Data extract:
>>>>

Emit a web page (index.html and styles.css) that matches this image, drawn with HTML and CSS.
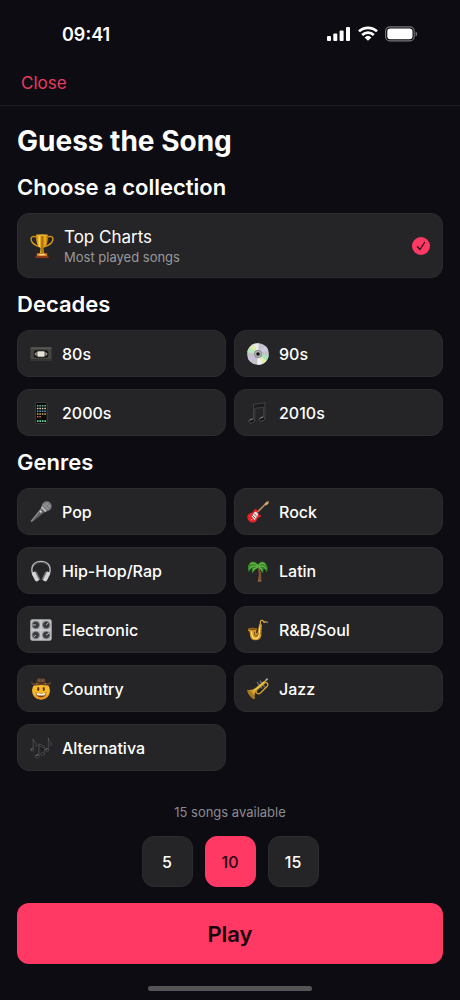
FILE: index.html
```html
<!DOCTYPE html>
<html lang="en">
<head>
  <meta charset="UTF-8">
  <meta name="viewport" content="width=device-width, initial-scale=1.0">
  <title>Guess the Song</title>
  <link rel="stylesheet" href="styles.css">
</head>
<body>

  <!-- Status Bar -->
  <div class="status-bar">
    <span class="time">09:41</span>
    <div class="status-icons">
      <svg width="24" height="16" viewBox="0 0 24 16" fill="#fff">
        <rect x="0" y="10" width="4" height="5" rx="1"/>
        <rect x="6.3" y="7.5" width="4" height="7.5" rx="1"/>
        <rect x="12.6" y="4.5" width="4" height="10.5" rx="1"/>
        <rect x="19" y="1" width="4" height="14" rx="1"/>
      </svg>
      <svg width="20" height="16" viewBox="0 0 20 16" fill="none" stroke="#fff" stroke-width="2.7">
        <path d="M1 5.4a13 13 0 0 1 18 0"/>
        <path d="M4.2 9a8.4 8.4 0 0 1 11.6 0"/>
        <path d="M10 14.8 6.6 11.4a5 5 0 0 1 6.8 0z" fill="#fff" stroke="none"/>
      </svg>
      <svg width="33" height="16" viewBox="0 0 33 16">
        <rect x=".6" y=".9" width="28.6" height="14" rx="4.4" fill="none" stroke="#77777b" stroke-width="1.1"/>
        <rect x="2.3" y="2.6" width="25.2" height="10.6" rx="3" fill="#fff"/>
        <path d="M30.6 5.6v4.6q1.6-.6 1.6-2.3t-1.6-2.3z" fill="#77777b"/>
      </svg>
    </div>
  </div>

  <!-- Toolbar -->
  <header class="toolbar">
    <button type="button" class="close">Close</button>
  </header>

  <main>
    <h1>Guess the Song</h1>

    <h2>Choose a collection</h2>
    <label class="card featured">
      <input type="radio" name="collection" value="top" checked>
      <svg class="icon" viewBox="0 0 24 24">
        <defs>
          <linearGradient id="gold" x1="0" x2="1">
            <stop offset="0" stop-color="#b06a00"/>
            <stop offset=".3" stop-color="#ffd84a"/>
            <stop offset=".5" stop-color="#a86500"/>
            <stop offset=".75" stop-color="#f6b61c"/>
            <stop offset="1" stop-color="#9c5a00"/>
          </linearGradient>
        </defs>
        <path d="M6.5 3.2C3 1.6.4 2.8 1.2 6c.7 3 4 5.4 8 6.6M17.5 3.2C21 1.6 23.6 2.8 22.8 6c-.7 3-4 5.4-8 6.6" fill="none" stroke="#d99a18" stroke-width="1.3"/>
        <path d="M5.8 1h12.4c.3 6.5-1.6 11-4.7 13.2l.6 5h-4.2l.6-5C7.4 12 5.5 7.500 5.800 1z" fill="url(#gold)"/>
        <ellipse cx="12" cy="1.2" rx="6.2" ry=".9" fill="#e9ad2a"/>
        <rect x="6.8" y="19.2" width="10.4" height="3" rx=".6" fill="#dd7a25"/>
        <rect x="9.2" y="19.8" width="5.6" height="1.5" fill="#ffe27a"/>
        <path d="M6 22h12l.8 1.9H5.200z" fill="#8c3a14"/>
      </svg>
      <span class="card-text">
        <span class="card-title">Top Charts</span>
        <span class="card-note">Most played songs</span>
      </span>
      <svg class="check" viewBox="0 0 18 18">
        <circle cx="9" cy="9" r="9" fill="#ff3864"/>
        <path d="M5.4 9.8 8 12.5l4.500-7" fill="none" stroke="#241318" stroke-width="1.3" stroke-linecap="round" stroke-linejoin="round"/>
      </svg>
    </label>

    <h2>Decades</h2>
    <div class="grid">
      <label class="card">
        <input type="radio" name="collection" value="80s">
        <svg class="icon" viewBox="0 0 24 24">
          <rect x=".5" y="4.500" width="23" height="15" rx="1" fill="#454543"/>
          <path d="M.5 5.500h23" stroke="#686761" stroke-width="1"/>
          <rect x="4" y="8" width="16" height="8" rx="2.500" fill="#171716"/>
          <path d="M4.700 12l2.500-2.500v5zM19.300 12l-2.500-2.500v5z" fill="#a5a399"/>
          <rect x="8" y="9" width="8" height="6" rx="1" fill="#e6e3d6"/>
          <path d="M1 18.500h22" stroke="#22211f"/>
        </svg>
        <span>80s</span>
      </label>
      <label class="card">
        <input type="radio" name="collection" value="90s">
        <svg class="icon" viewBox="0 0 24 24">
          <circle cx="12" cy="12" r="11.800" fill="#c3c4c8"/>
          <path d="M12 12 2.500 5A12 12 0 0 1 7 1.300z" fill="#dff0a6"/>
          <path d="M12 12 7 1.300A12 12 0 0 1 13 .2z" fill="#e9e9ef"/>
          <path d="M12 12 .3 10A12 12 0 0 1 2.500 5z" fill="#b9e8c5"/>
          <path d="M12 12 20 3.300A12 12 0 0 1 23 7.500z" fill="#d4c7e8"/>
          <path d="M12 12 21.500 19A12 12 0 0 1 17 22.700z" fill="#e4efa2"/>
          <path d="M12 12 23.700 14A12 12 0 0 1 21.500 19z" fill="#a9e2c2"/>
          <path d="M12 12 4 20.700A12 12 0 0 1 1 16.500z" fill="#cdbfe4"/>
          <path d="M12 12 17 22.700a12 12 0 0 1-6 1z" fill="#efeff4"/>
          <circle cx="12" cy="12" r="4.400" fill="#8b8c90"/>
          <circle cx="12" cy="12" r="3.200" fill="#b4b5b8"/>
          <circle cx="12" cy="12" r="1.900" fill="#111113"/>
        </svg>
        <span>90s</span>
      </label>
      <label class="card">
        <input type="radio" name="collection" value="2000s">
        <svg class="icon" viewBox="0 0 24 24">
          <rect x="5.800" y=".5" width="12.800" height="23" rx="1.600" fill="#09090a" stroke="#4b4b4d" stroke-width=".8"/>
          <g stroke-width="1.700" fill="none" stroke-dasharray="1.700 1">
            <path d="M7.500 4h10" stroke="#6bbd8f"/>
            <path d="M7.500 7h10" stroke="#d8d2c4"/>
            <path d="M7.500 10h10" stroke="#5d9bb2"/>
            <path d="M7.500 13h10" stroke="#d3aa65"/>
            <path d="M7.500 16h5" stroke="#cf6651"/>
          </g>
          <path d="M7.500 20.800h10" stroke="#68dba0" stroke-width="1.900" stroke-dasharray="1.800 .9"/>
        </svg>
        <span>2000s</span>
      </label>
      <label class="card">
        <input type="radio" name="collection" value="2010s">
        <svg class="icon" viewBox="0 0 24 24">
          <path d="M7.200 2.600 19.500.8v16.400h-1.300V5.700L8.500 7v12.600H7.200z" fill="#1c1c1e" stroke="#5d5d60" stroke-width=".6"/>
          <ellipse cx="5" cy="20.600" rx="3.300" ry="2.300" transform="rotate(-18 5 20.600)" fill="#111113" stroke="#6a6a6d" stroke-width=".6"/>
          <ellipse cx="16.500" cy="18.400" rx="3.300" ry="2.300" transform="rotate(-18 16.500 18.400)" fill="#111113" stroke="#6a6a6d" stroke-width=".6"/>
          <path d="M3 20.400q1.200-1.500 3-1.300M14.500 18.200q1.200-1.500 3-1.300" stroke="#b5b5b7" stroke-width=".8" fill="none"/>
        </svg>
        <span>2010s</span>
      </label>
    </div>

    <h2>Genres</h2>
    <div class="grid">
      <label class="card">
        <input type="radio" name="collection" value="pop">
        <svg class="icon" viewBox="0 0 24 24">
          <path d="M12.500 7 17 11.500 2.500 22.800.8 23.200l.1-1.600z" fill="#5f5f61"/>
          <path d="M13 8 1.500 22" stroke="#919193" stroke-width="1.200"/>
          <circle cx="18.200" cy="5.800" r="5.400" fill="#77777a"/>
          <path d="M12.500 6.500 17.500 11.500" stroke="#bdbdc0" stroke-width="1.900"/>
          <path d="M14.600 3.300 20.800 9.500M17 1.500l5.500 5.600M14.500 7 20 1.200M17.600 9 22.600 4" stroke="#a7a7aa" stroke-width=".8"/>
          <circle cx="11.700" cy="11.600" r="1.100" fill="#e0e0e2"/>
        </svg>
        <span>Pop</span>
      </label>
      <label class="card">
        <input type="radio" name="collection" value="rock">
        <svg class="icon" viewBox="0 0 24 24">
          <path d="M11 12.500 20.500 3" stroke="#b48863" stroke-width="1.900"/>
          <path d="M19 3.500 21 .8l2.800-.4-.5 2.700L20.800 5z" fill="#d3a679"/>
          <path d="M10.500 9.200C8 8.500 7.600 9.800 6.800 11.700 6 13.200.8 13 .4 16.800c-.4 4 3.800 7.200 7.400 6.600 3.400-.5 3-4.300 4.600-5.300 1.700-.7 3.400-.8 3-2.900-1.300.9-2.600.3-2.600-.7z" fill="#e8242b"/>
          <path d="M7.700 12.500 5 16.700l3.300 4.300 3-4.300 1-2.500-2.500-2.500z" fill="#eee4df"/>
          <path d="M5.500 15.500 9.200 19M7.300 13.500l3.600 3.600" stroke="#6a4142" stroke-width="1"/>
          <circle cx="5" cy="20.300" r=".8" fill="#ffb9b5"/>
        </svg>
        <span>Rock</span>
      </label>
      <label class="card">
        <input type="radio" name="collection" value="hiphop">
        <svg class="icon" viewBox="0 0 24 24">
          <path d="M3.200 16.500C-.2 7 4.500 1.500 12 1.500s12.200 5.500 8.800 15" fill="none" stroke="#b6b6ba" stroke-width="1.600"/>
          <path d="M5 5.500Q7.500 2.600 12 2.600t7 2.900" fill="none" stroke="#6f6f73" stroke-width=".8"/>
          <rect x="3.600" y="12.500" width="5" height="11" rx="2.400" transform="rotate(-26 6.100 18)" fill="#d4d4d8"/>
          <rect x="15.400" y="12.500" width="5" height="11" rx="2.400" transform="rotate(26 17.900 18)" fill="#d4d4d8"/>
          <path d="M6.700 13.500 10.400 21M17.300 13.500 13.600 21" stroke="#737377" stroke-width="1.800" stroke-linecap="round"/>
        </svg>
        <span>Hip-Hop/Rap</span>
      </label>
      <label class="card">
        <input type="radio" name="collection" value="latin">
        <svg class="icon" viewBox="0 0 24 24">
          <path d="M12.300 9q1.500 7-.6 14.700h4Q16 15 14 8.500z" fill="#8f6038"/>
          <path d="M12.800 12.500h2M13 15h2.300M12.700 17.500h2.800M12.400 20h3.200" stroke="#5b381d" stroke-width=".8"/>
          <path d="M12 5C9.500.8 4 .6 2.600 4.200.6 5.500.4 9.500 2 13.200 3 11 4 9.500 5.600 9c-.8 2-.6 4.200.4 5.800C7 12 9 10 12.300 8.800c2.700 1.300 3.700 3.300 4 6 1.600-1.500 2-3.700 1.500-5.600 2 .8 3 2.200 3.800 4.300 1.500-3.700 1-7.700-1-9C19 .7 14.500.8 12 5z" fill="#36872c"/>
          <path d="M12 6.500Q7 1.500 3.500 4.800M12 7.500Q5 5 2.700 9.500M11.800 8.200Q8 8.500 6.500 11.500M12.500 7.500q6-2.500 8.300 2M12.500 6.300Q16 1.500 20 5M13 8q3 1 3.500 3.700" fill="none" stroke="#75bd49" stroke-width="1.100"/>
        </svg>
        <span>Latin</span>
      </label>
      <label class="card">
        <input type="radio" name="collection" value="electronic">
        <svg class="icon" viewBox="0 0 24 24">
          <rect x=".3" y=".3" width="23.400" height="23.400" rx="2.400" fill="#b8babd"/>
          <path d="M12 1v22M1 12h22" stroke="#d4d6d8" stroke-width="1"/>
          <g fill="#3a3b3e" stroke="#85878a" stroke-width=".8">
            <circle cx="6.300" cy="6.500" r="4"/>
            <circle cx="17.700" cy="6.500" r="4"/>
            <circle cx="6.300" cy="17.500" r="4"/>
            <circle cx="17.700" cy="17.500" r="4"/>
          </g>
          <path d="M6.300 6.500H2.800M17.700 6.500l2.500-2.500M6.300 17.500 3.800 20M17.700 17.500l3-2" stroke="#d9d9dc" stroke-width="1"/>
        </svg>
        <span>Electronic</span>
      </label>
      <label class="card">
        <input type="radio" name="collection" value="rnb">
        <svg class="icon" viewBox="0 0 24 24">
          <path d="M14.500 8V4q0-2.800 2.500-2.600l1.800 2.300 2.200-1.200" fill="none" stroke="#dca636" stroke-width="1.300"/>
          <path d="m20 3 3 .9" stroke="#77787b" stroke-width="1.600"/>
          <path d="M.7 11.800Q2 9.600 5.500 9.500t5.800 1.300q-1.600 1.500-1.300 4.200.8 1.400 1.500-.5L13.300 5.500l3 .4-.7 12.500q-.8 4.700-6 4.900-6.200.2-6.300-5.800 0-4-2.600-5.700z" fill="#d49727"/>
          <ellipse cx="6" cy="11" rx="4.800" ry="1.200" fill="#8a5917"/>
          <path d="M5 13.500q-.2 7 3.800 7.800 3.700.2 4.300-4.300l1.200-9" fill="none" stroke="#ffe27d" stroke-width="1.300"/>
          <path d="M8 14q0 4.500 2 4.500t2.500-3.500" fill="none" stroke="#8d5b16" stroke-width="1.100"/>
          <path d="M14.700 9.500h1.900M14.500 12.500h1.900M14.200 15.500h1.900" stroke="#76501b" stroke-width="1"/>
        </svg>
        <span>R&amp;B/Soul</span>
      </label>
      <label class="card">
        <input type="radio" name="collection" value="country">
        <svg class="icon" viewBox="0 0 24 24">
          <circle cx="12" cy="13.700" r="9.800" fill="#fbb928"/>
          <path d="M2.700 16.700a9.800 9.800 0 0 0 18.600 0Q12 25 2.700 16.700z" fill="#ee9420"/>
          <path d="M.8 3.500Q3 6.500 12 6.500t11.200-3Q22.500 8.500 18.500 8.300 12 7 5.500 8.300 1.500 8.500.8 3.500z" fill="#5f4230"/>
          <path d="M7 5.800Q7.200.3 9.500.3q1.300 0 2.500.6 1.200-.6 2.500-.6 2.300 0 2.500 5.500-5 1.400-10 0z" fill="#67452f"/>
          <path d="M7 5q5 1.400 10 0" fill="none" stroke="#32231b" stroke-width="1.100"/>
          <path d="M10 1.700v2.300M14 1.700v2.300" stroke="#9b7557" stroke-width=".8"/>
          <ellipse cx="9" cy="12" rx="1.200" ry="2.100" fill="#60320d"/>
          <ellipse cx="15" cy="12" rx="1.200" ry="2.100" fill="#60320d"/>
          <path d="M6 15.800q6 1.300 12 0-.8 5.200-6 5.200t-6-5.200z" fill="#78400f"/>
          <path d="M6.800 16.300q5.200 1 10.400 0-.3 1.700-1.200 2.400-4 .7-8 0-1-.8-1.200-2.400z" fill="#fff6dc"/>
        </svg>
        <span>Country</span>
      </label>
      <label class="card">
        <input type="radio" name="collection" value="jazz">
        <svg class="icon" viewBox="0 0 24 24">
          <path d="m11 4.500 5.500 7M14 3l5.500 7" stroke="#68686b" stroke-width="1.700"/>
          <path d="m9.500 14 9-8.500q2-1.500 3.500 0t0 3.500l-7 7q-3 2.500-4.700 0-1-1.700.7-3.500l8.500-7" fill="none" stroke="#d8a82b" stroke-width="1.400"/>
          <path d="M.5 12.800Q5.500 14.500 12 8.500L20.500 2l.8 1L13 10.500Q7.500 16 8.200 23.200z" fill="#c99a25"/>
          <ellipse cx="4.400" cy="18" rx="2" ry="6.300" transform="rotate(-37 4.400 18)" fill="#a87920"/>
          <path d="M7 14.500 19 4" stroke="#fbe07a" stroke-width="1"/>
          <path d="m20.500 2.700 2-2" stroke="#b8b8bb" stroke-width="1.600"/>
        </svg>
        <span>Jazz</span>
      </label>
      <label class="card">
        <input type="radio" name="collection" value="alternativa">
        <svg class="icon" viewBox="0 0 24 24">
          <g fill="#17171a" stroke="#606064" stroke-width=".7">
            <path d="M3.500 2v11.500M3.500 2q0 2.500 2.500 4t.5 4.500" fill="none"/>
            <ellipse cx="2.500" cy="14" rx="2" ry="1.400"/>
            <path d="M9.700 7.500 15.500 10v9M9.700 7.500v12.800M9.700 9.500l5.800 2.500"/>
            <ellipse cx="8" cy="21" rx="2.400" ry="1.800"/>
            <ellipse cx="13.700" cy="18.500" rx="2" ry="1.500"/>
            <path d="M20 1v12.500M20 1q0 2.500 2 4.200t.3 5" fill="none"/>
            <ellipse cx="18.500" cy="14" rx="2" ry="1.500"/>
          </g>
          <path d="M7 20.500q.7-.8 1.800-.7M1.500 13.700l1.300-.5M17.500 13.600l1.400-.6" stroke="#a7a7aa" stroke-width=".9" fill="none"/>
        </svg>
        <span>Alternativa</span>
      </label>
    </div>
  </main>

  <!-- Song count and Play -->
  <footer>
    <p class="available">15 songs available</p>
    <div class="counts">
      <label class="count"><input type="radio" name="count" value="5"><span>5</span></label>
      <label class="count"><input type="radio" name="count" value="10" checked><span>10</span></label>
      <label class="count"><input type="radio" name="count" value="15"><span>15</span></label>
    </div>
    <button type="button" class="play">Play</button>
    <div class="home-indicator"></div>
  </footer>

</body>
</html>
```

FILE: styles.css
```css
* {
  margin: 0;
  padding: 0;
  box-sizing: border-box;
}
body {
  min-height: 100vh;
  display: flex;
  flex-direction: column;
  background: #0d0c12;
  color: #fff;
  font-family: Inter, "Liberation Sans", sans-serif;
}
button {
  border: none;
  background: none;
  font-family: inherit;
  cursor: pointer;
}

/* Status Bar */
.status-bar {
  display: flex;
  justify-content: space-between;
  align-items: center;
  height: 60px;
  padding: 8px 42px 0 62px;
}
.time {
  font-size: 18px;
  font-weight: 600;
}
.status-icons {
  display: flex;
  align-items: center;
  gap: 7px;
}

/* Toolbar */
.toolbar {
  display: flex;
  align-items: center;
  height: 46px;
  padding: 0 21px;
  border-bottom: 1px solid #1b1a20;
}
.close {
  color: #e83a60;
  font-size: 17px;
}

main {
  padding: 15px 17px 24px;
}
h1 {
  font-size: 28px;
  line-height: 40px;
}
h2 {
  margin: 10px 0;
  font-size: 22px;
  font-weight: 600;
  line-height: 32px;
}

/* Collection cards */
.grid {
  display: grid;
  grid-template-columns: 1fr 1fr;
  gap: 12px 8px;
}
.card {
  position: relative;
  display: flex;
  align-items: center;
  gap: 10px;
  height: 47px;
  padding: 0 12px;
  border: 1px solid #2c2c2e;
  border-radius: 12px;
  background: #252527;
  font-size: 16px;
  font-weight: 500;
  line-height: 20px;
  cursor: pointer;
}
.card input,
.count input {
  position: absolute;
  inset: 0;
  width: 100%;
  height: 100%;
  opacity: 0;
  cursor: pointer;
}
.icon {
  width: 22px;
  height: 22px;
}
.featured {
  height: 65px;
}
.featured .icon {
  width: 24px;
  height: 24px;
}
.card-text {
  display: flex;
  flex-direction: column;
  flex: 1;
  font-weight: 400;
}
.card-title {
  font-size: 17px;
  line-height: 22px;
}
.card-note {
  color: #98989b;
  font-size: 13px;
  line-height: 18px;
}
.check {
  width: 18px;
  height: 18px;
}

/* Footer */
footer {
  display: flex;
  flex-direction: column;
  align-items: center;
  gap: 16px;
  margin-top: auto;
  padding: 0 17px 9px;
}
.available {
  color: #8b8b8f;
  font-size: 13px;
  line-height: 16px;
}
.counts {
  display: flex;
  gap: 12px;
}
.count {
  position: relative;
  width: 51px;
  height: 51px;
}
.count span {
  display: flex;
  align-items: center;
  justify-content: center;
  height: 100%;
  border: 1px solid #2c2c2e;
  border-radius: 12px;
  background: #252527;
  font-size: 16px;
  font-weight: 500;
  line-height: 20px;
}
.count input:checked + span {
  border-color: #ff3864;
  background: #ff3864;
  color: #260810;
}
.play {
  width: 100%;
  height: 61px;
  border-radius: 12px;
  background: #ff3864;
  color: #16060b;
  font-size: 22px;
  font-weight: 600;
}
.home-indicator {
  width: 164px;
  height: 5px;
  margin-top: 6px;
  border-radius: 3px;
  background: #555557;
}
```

<<<<

Search the lines above for the string "index" and copy each line that has it.

Exercise result:
Emit a web page (index.html and styles.css) that matches this image, drawn with HTML and CSS.
FILE: index.html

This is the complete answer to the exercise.